# taz.de -- Çiftçi, marangoz, meyhaneci: Akademiden sonra hayat
       
       > Türkiye üniversitelerinde işlerini kaybedenlerin bir kısmı kariyerlerini
       > yurt dışında devam ettirmeye çalışırken, büyük çoğunluğu yeni mesleklere
       > yöneldi.
       
 (IMG) Bild: Suzan Yazıcı:“Şimdi oğlumla yaşıt insanlarla sınıf arkadaşıyım, meslektaşım olan hocalara farklı bir yerden bakabiliyorum.“
       
       Türkiye'de 2016'da ilan edilen OHAL'in ardından üniversite çalışanları için
       geniş çaplı bir tasfiye süreci başladı. Devletin Kürt illerinde uyguladığı
       şiddete karşı „Bu Suça Ortak Olmayacağız“ metnini imzalayan Barış
       Akademisyenleri'nden 516 kişi KHK'larla işlerinden atıldı ve pasaportları
       iptal edildi.
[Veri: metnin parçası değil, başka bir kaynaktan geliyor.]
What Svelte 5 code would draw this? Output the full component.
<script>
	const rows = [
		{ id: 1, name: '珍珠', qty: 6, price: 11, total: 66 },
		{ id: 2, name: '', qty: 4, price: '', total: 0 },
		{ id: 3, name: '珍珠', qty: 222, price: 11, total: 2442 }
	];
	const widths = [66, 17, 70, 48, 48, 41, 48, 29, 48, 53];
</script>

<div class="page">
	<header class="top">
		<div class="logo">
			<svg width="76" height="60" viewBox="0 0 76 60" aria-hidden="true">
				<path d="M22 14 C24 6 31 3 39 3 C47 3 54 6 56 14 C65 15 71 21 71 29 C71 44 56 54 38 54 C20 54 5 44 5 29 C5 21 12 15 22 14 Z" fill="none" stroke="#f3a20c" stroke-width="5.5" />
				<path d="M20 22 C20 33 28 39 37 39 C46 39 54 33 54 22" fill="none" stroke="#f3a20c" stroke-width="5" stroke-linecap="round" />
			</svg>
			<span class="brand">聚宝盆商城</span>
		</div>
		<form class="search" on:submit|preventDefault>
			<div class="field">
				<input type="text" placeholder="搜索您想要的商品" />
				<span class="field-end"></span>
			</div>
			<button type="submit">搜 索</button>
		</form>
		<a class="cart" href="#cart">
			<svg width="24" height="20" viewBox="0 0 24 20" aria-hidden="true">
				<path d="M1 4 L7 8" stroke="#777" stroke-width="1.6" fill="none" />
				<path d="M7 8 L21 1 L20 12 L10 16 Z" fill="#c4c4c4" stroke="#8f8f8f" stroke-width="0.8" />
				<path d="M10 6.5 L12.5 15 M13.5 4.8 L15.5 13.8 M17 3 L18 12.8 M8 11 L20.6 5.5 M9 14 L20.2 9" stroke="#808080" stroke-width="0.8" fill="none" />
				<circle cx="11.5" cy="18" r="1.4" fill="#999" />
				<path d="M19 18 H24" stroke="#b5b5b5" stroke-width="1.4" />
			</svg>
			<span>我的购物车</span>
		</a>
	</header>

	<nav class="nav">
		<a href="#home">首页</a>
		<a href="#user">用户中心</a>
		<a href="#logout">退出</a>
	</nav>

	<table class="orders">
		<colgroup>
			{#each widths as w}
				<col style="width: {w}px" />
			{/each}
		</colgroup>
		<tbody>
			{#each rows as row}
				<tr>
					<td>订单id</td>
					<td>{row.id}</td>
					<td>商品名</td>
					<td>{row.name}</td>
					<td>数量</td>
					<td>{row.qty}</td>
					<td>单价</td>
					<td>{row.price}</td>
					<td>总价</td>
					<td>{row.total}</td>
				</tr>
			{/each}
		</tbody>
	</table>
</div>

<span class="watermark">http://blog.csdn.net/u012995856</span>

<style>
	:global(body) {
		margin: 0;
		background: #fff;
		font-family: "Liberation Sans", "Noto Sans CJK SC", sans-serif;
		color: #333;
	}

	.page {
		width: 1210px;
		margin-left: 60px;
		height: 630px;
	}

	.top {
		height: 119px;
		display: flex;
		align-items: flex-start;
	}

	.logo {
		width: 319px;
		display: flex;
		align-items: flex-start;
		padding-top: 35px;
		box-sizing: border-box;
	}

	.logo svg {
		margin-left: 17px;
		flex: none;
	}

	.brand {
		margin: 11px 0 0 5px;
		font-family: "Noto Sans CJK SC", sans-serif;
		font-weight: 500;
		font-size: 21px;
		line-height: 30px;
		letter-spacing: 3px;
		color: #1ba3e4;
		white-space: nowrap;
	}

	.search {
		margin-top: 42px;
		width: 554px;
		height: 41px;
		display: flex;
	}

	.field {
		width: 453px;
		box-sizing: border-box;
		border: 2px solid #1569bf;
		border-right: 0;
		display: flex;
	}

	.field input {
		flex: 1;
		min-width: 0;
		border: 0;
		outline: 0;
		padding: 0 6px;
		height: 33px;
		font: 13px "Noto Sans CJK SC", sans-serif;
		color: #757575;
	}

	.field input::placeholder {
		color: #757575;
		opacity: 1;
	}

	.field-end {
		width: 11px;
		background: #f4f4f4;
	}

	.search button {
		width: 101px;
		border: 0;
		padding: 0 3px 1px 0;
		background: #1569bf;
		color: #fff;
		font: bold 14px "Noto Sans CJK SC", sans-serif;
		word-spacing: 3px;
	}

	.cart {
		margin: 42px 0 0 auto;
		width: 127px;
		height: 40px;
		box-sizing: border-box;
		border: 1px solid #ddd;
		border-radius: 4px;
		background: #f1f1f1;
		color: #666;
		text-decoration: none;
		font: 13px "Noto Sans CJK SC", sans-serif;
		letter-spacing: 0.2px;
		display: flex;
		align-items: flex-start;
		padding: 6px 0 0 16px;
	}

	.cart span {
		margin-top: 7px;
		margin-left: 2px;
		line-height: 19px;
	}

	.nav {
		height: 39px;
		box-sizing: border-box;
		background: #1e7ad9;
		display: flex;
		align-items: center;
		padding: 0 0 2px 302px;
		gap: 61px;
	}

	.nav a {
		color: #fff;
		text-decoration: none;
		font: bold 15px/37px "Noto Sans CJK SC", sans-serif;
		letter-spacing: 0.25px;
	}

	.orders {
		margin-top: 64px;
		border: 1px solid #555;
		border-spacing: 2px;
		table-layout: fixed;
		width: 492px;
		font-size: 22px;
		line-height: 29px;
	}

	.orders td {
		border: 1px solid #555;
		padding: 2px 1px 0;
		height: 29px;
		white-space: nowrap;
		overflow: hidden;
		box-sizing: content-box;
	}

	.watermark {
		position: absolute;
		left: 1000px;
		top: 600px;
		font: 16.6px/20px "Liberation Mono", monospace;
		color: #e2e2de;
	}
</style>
Bununla birlikte binden fazla kamu personeli de
       üniversitelerdeki görevlerinden çeşitli sebeplerle tasfiye edildi. İstifa
       etmek zorunda bırakılan ya da kendilerini yurt dışında bir sürgün hayatının
       içinde bulanlar da oldu. Akademiden ayrılmalarının ardından yeni mesleklere
       yönelmiş ya da akademik faaliyetlerini farklı koşullar altında sürdürmeye
       çalışan insanlarla konuştuk.
       
       ## Arzu Acar, İstanbul Teknik Üniversitesi'nde 20 Yıl kamu personeli olarak
       çalıştı ve sendikada aktif olarak görev aldı. 2017 Aralık'ta KHK ile ihraç
       edildi.
       
       „İşten atıldıktan sonra pazarcılık ve antikacıda işçilik yaptım. Şimdi ise
       meyhane işletmeciliği yapıyorum ve bu esnaf kimliği ile günlük yaşamı
       kazanma uğraşını sürdürüyorum. Bu yeni kimliğin hayattaki duruşumun bir
       yansıması olması için çaba harcıyorum. Muhafazakar politikaların ve
       ekonomik krizin bir sonucu olarak alkol fiyatlarına yapılan zamlara karşı
       müşterilerin kendi içeceklerini dışarıdan getirmelerine imkan veren
       dayanışma yöntemleri uyguluyorum. Toplumsal cinsiyet eşitsizliğine ve
       kadınların sosyal yaşamdaki kısıtlamalarına karşı kadın istihdamını ve
       kadınların rahatlıkla gelebildiği bir mekan olmayı önemsiyorum. Baskı ve
       ihlallerle birlikte, buna karşı verdiğimiz sendikal ve hukukî mücadelemiz
       de devam ediyor. Günlük yaşamda bizi yenilgiye uğratamadılar, tam aksine
       hayat denen cangıl bizim için her zamankinden daha heyecan verici ve
       sürprizlerle dolu bir yere dönüştü.“
       
       ## Bediz Yılmaz, Marmara ve Mersin Üniversitelerinde toplam 15 yıl çalıştı.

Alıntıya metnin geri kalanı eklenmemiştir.